EXERCISE TASK:
Answer with a single number: the count of lines that hold "styles".

DATA PROVIDED:
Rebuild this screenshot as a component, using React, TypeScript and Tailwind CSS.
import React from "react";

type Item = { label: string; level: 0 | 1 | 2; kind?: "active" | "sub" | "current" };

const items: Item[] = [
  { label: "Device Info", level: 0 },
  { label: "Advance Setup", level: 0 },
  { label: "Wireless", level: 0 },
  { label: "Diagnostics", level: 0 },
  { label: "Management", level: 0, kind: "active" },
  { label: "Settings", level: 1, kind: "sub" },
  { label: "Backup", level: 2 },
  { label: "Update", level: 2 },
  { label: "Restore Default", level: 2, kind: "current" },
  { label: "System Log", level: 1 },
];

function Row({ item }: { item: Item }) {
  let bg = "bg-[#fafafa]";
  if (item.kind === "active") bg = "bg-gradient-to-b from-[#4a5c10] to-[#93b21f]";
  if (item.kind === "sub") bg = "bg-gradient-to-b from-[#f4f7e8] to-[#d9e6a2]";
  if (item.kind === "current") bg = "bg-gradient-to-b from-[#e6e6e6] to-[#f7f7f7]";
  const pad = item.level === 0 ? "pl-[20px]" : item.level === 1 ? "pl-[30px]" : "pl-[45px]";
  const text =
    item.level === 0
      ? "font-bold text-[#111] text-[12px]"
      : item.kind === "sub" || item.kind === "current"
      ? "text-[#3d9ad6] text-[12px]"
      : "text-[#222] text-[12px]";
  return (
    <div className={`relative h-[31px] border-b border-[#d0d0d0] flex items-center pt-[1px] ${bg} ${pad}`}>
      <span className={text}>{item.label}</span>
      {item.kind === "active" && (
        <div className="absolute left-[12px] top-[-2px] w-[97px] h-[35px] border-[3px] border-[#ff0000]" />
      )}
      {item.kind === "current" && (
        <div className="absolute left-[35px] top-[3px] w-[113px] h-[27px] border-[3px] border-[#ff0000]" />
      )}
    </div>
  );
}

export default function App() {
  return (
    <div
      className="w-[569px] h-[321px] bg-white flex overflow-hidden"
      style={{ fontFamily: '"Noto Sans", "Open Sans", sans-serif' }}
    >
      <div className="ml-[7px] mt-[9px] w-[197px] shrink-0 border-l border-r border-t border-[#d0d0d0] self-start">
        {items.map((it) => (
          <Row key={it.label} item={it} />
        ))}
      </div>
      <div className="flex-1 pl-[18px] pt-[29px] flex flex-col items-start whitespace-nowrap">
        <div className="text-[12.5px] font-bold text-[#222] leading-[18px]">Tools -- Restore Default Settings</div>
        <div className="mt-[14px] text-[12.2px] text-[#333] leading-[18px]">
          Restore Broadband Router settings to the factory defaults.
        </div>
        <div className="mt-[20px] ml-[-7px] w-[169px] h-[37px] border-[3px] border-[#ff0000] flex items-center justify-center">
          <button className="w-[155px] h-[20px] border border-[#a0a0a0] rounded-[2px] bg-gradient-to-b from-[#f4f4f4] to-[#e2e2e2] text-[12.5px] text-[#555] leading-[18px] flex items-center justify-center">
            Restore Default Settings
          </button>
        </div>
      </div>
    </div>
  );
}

==

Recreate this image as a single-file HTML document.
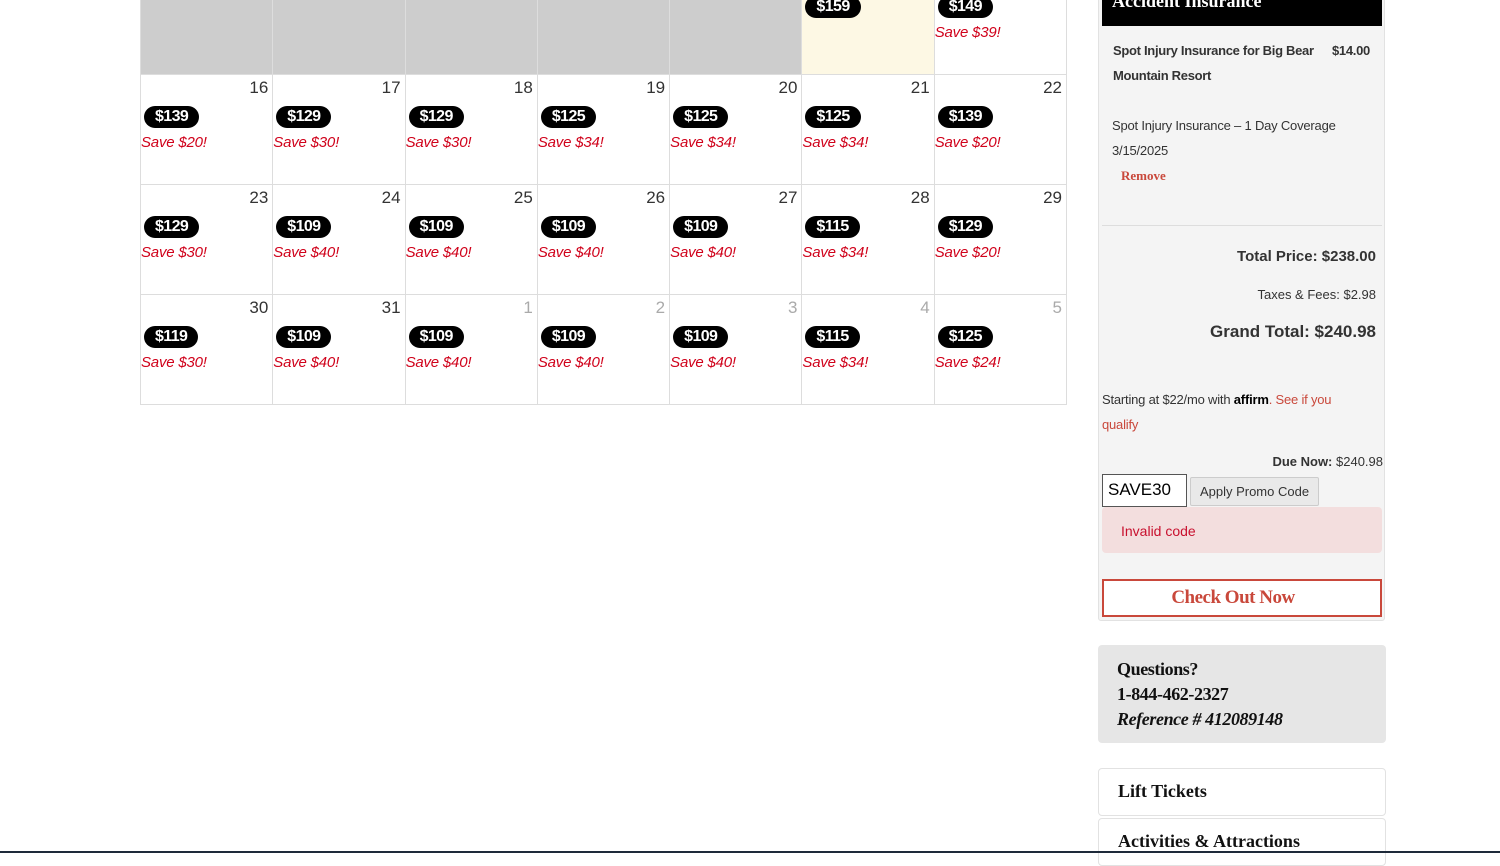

...

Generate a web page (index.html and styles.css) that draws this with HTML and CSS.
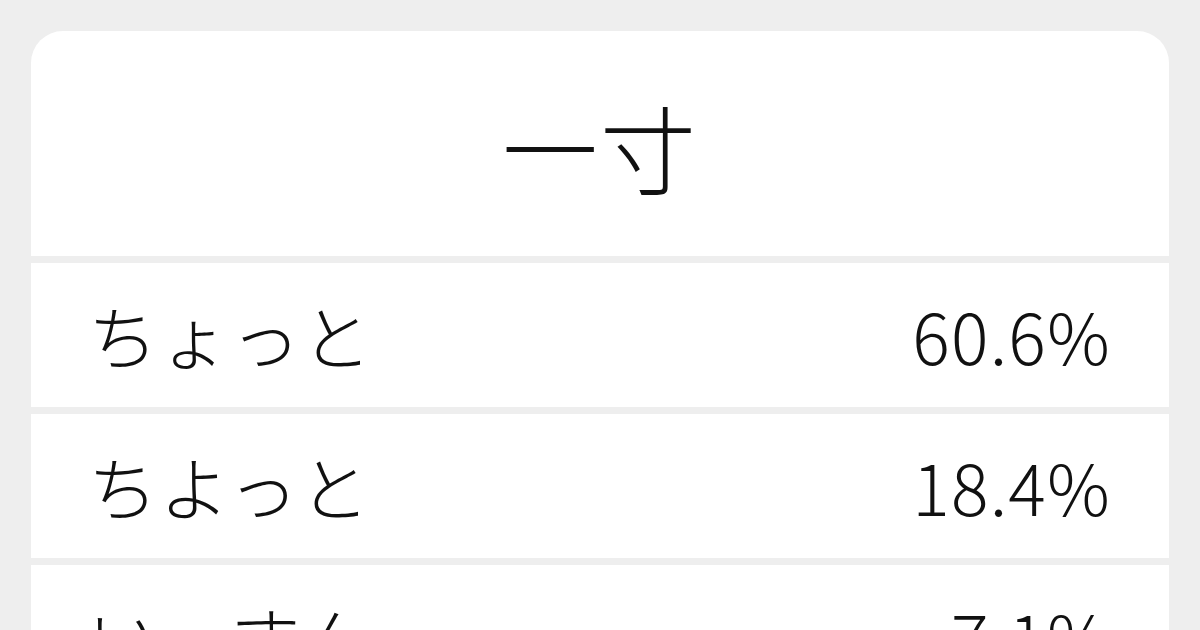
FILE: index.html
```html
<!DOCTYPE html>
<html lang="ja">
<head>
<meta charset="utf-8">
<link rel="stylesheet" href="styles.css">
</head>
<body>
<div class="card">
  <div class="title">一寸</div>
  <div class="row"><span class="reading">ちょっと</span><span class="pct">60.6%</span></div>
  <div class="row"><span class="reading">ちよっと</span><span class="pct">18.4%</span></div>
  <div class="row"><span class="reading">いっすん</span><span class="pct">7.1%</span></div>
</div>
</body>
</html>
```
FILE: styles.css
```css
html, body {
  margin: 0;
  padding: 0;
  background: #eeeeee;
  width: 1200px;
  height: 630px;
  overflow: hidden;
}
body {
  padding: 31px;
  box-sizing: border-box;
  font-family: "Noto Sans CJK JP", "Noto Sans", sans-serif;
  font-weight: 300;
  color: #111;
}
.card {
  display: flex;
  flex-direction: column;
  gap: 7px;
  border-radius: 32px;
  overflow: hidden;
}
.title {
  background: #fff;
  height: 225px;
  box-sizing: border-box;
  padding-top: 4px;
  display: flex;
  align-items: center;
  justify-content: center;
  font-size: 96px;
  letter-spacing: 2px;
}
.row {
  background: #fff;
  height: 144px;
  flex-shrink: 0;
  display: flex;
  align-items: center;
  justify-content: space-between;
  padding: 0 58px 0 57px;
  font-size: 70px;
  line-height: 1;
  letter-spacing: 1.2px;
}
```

EXERCISE ANSWER:
3